A Puff of Fluff and Saggy Drawers

duck
Kim says: Like the other chick, Poof, at first glance I thought this was cute. And then I noticed the bitsy head and the ginormous bum! And the puff of fluff on his head is just frosting on the chick!
Lisa thinks: Did he just look in the mirror and see how completely ridiculous he looks?! He is seriously scared of something. . . maybe his "puff of fluff" (I love that!!):)
Carmen thinks: I just thought he looked shocked and appalled perhaps a bit mortified. Judging by the saggy pants, I’m thinking it might just be because he filled his drawers. Every time I see this pic, the “oops, I crapped my pants” skit from SNL comes to mind. But I am totally digging the pattern on the pants on the wall behind him.
Those are pants behind him? Wow! They are crazier than him, now that you mention it!

Monday, March 8, 2010

Sock Elephant?

I knew sock monkeys had relatives. I’ve seen sock cows and even sock moose, but a sock elephant? That is a new one to me. 

  sock monkey cousin

Lisa thinks: That's one HELLUVA trunk!! Poor dude!

Kim says: That's not a trunk - it's a weapon of mass destruction!!

Carmen thinks: He could use that trunk to swing from trees like his sock monkey cousins!  It's his legs and the way they seem unnaturally attached that freaks me out the most I think. 

Friday, March 5, 2010

Off with her Head

At the risk of sounding like a paranoid omniphobic (ok, so you may have noticed I like to make up my own words) I will admit that in addition to clowns, I am equally freaked out by dolls.  Therefore, when we were on a recent thrifting expedition, we came across this little collection that we just had to share:
Welcome to the display of (creepy) dolls:
Exhibit one:
dolls 1
I guess despite the flamboyant hat, she looks as creepy normal as any other doll but his face totally says “ If I wasn’t inanimate, I’d totally kick your ass!” 
And at the other end of the table, we have the rest of the display, or Exhibit 2:
dolls 2
alrighty then, so we have another flamboyant hat (apparently a popular style), a bad hair helmet and a OH MY GOD!  A DISEMBODIED HEAD!
disembodied head
I swear it’s looking right at me.  And you wonder why I find these things a little unnerving.

Kim says: I know there is a market for dolls and doll heads - but it doesn't make it any less creepy. The boy in blue in the top picture is cute in a "Chucky" kind of a way...and I can't imagine any of these being valuable - cause DUH they are in a thrift store - you know the workers Goggle stuff like this...do people buy these thngs for their kids??? Geez what would that do to the kid!

Thursday, March 4, 2010

Elvis’ Red Soled Shoes

We all know the song about his blue suede shoes, but do we know about his red soled shoes? Well, we found ‘em folks, and here they are. (let’s hope no one actually wears them out in public) ;) RED soled shoes

Lisa thinks: Maybe they were Elvis' bowling shoes. . . they sort of have that look to them!

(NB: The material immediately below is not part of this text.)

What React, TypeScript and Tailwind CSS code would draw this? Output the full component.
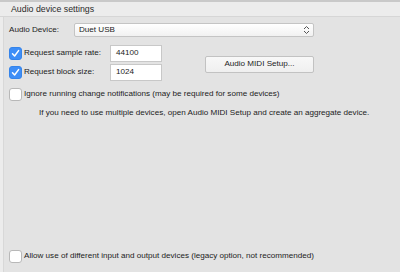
import React from "react";

function Check({ checked }: { checked?: boolean }) {
  return checked ? (
    <div className="w-[13px] h-[13px] rounded-[3px] bg-[#3e8ef7] border border-[#3584ea] flex items-center justify-center shrink-0">
      <svg width="9" height="9" viewBox="0 0 9 9">
        <path d="M1.5 4.8 L3.6 7 L7.6 1.6" fill="none" stroke="white" strokeWidth="1.5" strokeLinecap="round" strokeLinejoin="round" />
      </svg>
    </div>
  ) : (
    <div className="w-[13px] h-[13px] rounded-[3px] bg-white border border-[#b8b8b8] shrink-0" />
  );
}

export default function App() {
  return (
    <div
      className="w-[400px] h-[272px] bg-[#ececec] flex flex-col text-[8.1px] text-[#1c1c1c] overflow-hidden whitespace-nowrap"
      style={{ fontFamily: '"Liberation Sans", Arial, sans-serif' }}
    >
      <div className="h-[2px] bg-[#c9c9c9]" />
      <div className="h-[15px] pl-[11px] pt-[2px] flex items-center text-[8.8px] text-[#2a2a2a] border-b border-[#d6d6d6]">
        Audio device settings
      </div>
      <div className="flex-1 ml-[3px] bg-[#e3e3e3] border-l border-[#d8d8d8] pl-[5px] flex flex-col">
        <div className="flex items-center mt-[6px] h-[14px]">
          <span className="w-[65px]">Audio Device:</span>
          <div className="w-[240px] h-[14px] bg-gradient-to-b from-white to-[#f1f1f1] border border-[#c4c4c4] rounded-[2px] flex items-center pl-[4px] pr-[3px] justify-between">
            <span>Duet USB</span>
            <svg width="7" height="10" viewBox="0 0 7 10">
              <path d="M1 4 L3.5 1.5 L6 4 M1 6 L3.5 8.5 L6 6" fill="none" stroke="#555" strokeWidth="1" />
            </svg>
          </div>
        </div>
        <div className="flex mt-[8px]">
          <div className="flex flex-col">
            <div className="flex items-center h-[17px]">
              <Check checked />
              <span className="ml-[2px] w-[86px]">Request sample rate:</span>
              <div className="w-[52px] h-[17px] bg-white border border-[#c8c8c8] pl-[5px] flex items-center">44100</div>
            </div>
            <div className="flex items-center h-[17px] mt-[2px]">
              <Check checked />
              <span className="ml-[2px] w-[86px]">Request block size:</span>
              <div className="w-[52px] h-[17px] bg-white border border-[#c8c8c8] pl-[5px] flex items-center">1024</div>
            </div>
          </div>
          <div className="ml-[43px] mt-[11px] w-[109px] h-[17px] bg-gradient-to-b from-[#f8f8f8] to-[#efefef] border border-[#c2c2c2] rounded-[2px] flex items-center justify-center">
            Audio MIDI Setup...
          </div>
        </div>
        <div className="flex items-center mt-[7px]">
          <Check />
          <span className="ml-[2px]">Ignore running change notifications (may be required for some devices)</span>
        </div>
        <div className="mt-[6px] pl-[30px] h-[13px] flex items-center">
          If you need to use multiple devices, open Audio MIDI Setup and create an aggregate device.
        </div>
        <div className="flex-1" />
        <div className="flex items-center mb-[9px]">
          <Check />
          <span className="ml-[2px]">Allow use of different input and output devices (legacy option, not recommended)</span>
        </div>
      </div>
    </div>
  );
}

Kim says: What is it about shoes these days? First the sasquatch shoes and now these... I can't wait to see what we find next!!!

Wednesday, March 3, 2010

Teddy bear antics…

013
Kim says: What exactly is this teddy bear doing to this doll? Mauling it? Is it gonna put her in a half-nelson?! I think this teddy bear is having way to much fun with this doll...

 Carmen's take:  I'm thinking the combination of the bear assuming some twisted gymnastics kama sutra position while draped in what appears to be a cable knit snuggie and putting a creepy doll in a half-nelson equals a whole lot of "hell no!"

Tuesday, March 2, 2010

I’ll pass, thanks.

Seriously? I can honestly say that even if I was ever in the position to need one of these, I doubt I’d look in a thrift store. I can also honestly say that I can’t ever imagine coming upon one in a thrift store and saying to myself, “ya know, that could sure come in handy!”

bedpan

Lisa thinks: At least it's still in the box. That raises the hopes of whatever sucker buys it that maybe, just maybe, it was never peed in (or that whoever peed in it is very cleanly and organized- I mean, they DID keep the box, after all).

Monday, March 1, 2010

Oh the Horror! (Clown edition)

I know, some people really dig clowns.  My sister in law is one of those people.  I however, am certainly not.  Clowns freak me out.  Maybe it’s because of scary clown movies, or a bad Bozo nightmare I’ve blocked from my consciousness, but for whatever reason, clowns fall into my “not only no, but HELL NO” category. 
So, we’re traipsing through a classy little thrift store the other day and come upon a whole display of clowns.  Being the stuff that nightmares of made of, and we are, after all, Thrift Store HORROR!, I snapped a few pics.  Here we see a creepy but rather unassuming clown.
clown 1

Our next specimen raises the creepy quotient a bit.  He has that mischievous look in his eye.   
clown 2

And then of course we have a small group of clowns that at first glance seem to be innocently having a conversation with a pair of cookie monster slippers.
clowns

But what is that on the right?  WTF?  Lets take a closer look--
clown sniff

umm, so, yeah…. it appears that Clowny McPervert  here is getting all up in some other clown’s business.  Seriously?  Someone needs to rearrange this display.

clown sniff-hance
yeah.  Check out the creepy little smile on his painted up face!  Asstastic!  This, my good readers, is just one more reason that clowns are E-V-I-L!